[Stored dataset items]

━━━

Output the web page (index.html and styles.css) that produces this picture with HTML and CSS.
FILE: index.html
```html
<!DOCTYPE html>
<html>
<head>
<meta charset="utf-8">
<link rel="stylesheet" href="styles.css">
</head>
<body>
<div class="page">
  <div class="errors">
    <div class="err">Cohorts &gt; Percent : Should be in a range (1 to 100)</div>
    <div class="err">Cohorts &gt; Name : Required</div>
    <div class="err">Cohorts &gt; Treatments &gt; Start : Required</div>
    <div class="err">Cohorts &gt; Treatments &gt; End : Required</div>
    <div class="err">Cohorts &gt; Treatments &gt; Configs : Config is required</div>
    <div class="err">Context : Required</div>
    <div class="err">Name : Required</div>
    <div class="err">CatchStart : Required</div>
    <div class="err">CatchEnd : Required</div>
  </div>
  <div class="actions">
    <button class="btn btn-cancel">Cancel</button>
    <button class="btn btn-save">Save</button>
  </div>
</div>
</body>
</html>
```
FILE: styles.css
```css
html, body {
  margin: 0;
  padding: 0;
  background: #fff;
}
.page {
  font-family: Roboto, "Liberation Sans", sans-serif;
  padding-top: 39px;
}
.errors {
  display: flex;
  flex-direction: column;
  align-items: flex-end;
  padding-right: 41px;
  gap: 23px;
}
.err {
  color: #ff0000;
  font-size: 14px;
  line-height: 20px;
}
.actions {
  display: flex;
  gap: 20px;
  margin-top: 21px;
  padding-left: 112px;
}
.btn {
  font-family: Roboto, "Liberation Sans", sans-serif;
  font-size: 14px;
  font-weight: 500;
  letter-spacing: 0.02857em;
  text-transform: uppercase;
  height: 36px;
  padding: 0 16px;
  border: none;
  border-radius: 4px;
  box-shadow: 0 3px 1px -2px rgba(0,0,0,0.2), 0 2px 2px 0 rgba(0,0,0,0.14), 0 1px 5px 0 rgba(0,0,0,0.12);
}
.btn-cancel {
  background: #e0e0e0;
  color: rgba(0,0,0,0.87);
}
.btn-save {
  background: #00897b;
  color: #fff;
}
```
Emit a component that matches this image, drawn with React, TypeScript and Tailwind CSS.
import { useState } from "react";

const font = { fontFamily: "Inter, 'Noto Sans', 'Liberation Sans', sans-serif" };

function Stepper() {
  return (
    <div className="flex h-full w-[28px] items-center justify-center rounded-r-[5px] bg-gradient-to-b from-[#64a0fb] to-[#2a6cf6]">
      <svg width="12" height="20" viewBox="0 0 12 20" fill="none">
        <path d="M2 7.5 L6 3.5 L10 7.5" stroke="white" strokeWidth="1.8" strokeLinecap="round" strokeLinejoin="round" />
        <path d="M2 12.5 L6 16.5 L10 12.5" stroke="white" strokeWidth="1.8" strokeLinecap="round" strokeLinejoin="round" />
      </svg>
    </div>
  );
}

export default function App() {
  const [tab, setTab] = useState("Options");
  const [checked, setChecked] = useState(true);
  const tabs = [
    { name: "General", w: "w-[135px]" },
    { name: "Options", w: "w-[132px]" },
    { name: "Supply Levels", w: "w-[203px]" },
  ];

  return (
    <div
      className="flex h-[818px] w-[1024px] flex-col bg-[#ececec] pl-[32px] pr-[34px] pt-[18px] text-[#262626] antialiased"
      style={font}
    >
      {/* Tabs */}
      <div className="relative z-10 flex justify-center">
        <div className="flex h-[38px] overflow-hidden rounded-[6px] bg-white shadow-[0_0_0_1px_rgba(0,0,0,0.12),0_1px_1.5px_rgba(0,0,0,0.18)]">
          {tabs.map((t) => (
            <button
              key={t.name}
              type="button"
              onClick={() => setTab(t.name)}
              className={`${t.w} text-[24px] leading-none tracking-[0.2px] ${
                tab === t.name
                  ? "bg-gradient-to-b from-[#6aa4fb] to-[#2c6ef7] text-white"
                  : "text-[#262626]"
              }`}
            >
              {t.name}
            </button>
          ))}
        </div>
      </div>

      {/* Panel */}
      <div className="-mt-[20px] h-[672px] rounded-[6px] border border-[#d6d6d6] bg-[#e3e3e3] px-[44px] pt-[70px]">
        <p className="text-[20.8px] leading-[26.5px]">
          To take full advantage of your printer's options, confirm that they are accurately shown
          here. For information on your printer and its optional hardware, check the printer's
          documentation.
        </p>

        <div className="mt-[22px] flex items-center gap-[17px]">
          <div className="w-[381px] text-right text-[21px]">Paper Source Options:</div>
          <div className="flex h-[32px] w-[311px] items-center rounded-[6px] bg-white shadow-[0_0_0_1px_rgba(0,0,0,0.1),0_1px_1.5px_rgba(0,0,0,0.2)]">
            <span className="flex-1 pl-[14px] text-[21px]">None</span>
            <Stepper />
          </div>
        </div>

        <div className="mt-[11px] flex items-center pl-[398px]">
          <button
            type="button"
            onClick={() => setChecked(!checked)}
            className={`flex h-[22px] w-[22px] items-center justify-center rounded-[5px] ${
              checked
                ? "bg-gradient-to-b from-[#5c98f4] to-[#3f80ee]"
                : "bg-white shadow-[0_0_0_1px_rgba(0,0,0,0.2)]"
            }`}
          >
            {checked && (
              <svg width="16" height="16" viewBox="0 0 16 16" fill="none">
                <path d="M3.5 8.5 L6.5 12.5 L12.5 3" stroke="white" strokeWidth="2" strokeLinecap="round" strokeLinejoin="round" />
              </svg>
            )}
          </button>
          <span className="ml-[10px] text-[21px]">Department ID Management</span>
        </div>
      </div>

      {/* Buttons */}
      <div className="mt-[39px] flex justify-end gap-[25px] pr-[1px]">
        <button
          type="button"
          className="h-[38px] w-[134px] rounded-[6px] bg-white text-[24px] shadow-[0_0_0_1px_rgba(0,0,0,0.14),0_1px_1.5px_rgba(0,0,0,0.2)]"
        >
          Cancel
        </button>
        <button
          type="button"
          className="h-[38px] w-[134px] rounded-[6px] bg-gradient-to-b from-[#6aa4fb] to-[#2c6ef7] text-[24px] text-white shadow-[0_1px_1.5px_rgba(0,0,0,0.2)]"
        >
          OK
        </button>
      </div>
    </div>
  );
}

━━━

#### What is being asked:
Extract the listing in its entirety and repeat it exactly.

#### Solution for this exercise:
Output the web page (index.html and styles.css) that produces this picture with HTML and CSS.
FILE: index.html
```html
<!DOCTYPE html>
<html>
<head>
<meta charset="utf-8">
<link rel="stylesheet" href="styles.css">
</head>
<body>
<div class="page">
  <div class="errors">
    <div class="err">Cohorts &gt; Percent : Should be in a range (1 to 100)</div>
    <div class="err">Cohorts &gt; Name : Required</div>
    <div class="err">Cohorts &gt; Treatments &gt; Start : Required</div>
    <div class="err">Cohorts &gt; Treatments &gt; End : Required</div>
    <div class="err">Cohorts &gt; Treatments &gt; Configs : Config is required</div>
    <div class="err">Context : Required</div>
    <div class="err">Name : Required</div>
    <div class="err">CatchStart : Required</div>
    <div class="err">CatchEnd : Required</div>
  </div>
  <div class="actions">
    <button class="btn btn-cancel">Cancel</button>
    <button class="btn btn-save">Save</button>
  </div>
</div>
</body>
</html>
```
FILE: styles.css
```css
html, body {
  margin: 0;
  padding: 0;
  background: #fff;
}
.page {
  font-family: Roboto, "Liberation Sans", sans-serif;
  padding-top: 39px;
}
.errors {
  display: flex;
  flex-direction: column;
  align-items: flex-end;
  padding-right: 41px;
  gap: 23px;
}
.err {
  color: #ff0000;
  font-size: 14px;
  line-height: 20px;
}
.actions {
  display: flex;
  gap: 20px;
  margin-top: 21px;
  padding-left: 112px;
}
.btn {
  font-family: Roboto, "Liberation Sans", sans-serif;
  font-size: 14px;
  font-weight: 500;
  letter-spacing: 0.02857em;
  text-transform: uppercase;
  height: 36px;
  padding: 0 16px;
  border: none;
  border-radius: 4px;
  box-shadow: 0 3px 1px -2px rgba(0,0,0,0.2), 0 2px 2px 0 rgba(0,0,0,0.14), 0 1px 5px 0 rgba(0,0,0,0.12);
}
.btn-cancel {
  background: #e0e0e0;
  color: rgba(0,0,0,0.87);
}
.btn-save {
  background: #00897b;
  color: #fff;
}
```
Emit a component that matches this image, drawn with React, TypeScript and Tailwind CSS.
import { useState } from "react";

const font = { fontFamily: "Inter, 'Noto Sans', 'Liberation Sans', sans-serif" };

function Stepper() {
  return (
    <div className="flex h-full w-[28px] items-center justify-center rounded-r-[5px] bg-gradient-to-b from-[#64a0fb] to-[#2a6cf6]">
      <svg width="12" height="20" viewBox="0 0 12 20" fill="none">
        <path d="M2 7.5 L6 3.5 L10 7.5" stroke="white" strokeWidth="1.8" strokeLinecap="round" strokeLinejoin="round" />
        <path d="M2 12.5 L6 16.5 L10 12.5" stroke="white" strokeWidth="1.8" strokeLinecap="round" strokeLinejoin="round" />
      </svg>
    </div>
  );
}

export default function App() {
  const [tab, setTab] = useState("Options");
  const [checked, setChecked] = useState(true);
  const tabs = [
    { name: "General", w: "w-[135px]" },
    { name: "Options", w: "w-[132px]" },
    { name: "Supply Levels", w: "w-[203px]" },
  ];

  return (
    <div
      className="flex h-[818px] w-[1024px] flex-col bg-[#ececec] pl-[32px] pr-[34px] pt-[18px] text-[#262626] antialiased"
      style={font}
    >
      {/* Tabs */}
      <div className="relative z-10 flex justify-center">
        <div className="flex h-[38px] overflow-hidden rounded-[6px] bg-white shadow-[0_0_0_1px_rgba(0,0,0,0.12),0_1px_1.5px_rgba(0,0,0,0.18)]">
          {tabs.map((t) => (
            <button
              key={t.name}
              type="button"
              onClick={() => setTab(t.name)}
              className={`${t.w} text-[24px] leading-none tracking-[0.2px] ${
                tab === t.name
                  ? "bg-gradient-to-b from-[#6aa4fb] to-[#2c6ef7] text-white"
                  : "text-[#262626]"
              }`}
            >
              {t.name}
            </button>
          ))}
        </div>
      </div>

      {/* Panel */}
      <div className="-mt-[20px] h-[672px] rounded-[6px] border border-[#d6d6d6] bg-[#e3e3e3] px-[44px] pt-[70px]">
        <p className="text-[20.8px] leading-[26.5px]">
          To take full advantage of your printer's options, confirm that they are accurately shown
          here. For information on your printer and its optional hardware, check the printer's
          documentation.
        </p>

        <div className="mt-[22px] flex items-center gap-[17px]">
          <div className="w-[381px] text-right text-[21px]">Paper Source Options:</div>
          <div className="flex h-[32px] w-[311px] items-center rounded-[6px] bg-white shadow-[0_0_0_1px_rgba(0,0,0,0.1),0_1px_1.5px_rgba(0,0,0,0.2)]">
            <span className="flex-1 pl-[14px] text-[21px]">None</span>
            <Stepper />
          </div>
        </div>

        <div className="mt-[11px] flex items-center pl-[398px]">
          <button
            type="button"
            onClick={() => setChecked(!checked)}
            className={`flex h-[22px] w-[22px] items-center justify-center rounded-[5px] ${
              checked
                ? "bg-gradient-to-b from-[#5c98f4] to-[#3f80ee]"
                : "bg-white shadow-[0_0_0_1px_rgba(0,0,0,0.2)]"
            }`}
          >
            {checked && (
              <svg width="16" height="16" viewBox="0 0 16 16" fill="none">
                <path d="M3.5 8.5 L6.5 12.5 L12.5 3" stroke="white" strokeWidth="2" strokeLinecap="round" strokeLinejoin="round" />
              </svg>
            )}
          </button>
          <span className="ml-[10px] text-[21px]">Department ID Management</span>
        </div>
      </div>

      {/* Buttons */}
      <div className="mt-[39px] flex justify-end gap-[25px] pr-[1px]">
        <button
          type="button"
          className="h-[38px] w-[134px] rounded-[6px] bg-white text-[24px] shadow-[0_0_0_1px_rgba(0,0,0,0.14),0_1px_1.5px_rgba(0,0,0,0.2)]"
        >
          Cancel
        </button>
        <button
          type="button"
          className="h-[38px] w-[134px] rounded-[6px] bg-gradient-to-b from-[#6aa4fb] to-[#2c6ef7] text-[24px] text-white shadow-[0_1px_1.5px_rgba(0,0,0,0.2)]"
        >
          OK
        </button>
      </div>
    </div>
  );
}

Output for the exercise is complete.